Let me try to describe the ways in which God has been achingly present with me and my family and with those I love and minister to here…

  • Picking Maya up from school and her excitement in showing me the piñata she made, then walking home from school as we always do with so much joy and wonder. Noticing the beautiful poinsettia trees, jumping down the steps near Chedraui, the supermarket, running up and then down the ramps, greeting our elderly grocery bagger friends taking their break outside of the store, receiving and giving smiles and waves from them and passersby, looking for the neighbor’s kitty cat to give a little pet and arriving at our beautiful home to eat and rest.  
  • Sitting around the coffee table as a family in front of the tree, lighting the Advent candles, reading the story of John the Baptist and coloring together about preparing the way of the Lord.
  • Visiting the women’s prison and singing together with the 40 inmates “Dios está aquí” (God is here) in acapella, reminding them and ourselves that God indeed is Immanuel no matter what our circumstances and that we have the freedom to choose to live with the gifts of Advent: hope, peace, joy and love.  Watching the women from our women’s group share the sweaters and pajamas they collected with the inmates who have none, and the hugs and gratitude expressed by these dear friends.
  • Growing in vulnerability and love for one another as we continue to share our shame and pain with the small group of women that I am leading through Mending the Soul. Watching God bring healing through tears as we listen to, affirm and encourage one another.
  • Sitting in front of our Christmas tree in the dark alone and in silence. Reading through the Covenant Companion Advent devotional and God’s love touching my heart in each story.
  • Explaining and celebrating Advent with the women’s group. Even though things went completely different than I had planned, it became obvious that this was the Lord’s plan.  This is the 5thyear that we have celebrated Advent together, reflecting on how we can prepare ourselves better for the coming of the Lord, so that we may receive more consciously the gifts of Advent and Christmas. However, this year the women shared about how in the past they had a hard time understanding as I explained this to them, for several different reasons:  some had been told by their pastors that Christmas decorations were sinful and idolatrous or just for Catholics (which led us into a good discussion on freedom in Christ, respect for others’ beliefs and the reason for symbols), while others had been too busy with work and other activities (which led us to talk about learning to practice the presence of God in all things and to set aside time to prepare our hearts for Jesus’s coming).  Lastly, Lupita, through tears, shared how she had never sat down with her family for a Christmas dinner nor received a Christmas present, because there is always fighting.  Lupita has experienced severe abuse and neglect from her parents and is currently in an abusive relationship with her husband. She said she didn’t see any purpose in Christmas for her.  We gave her the space to cry and share, then surrounded her with hugs and prayer and shared the good news of Christmas with her:  we are her family and we love her, and God is with us especially in our despair and pain.  One woman invited her to come and spend Christmas with her, another shared how although she didn’t have family to celebrate with she would prepare a special meal and set the table for herself and Jesus, another shared a similar story of fighting with her spouse but how God has worked in her heart to help her see how she needed to change and this year things were better between them.  We all agreed to visit Lupita on New Year’s and take her out to see the Christmas lights in her town and share a meal with her. We ended our time together around the table enjoying good food and much laughter!
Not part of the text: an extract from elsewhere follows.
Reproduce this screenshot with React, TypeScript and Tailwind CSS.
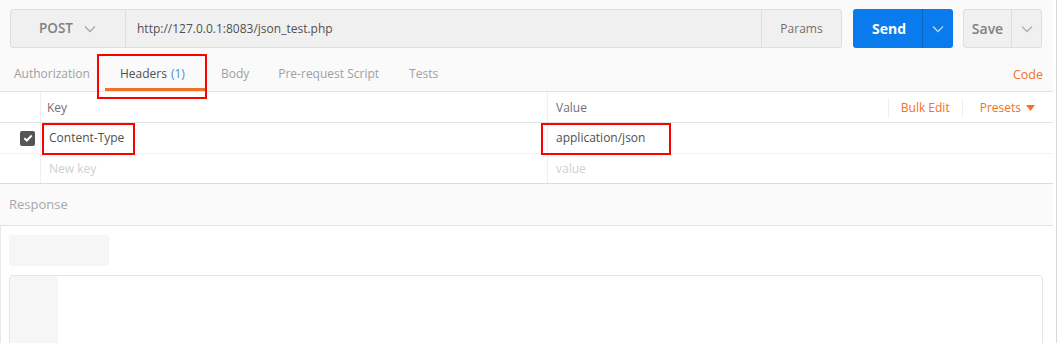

And so, yesterday as I pondered all these things in my heart, I allowed the tears to flow and struggled to understand all that I was feeling and experiencing, and then I read this…

Contemplation is the highest expression of [human] intellectual and spiritual life. It is that life itself, fully awake, fully active, fully aware that it is alive. It is spiritual wonder. It is spontaneous awe at the sacredness of life, of being. It is gratitude for life, for awareness and for being. It is a vivid realization of the fact that life and being in us proceed from an invisible, transcendent and infinitely abundant Source. Contemplation is above all, awareness of the reality of that Source. It knows the Source, obscurely, inexplicably, but with a certitude that goes both beyond reason and beyond simple faith… (Thomas Merton, New Seeds of Contemplation)

And this gave me words to describe what I and my family (which not only includes my blood relatives, but also my Christian sisters and brothers and neighbors) have been experiencing, and that is why my heart is so full.  I am grateful for the gift of Immanuel, God so present with us, bringing comfort, hope and laughter, and I remain hopeful that our joy will be made complete when Christ will come again to restore all things and destroy sin and death forever.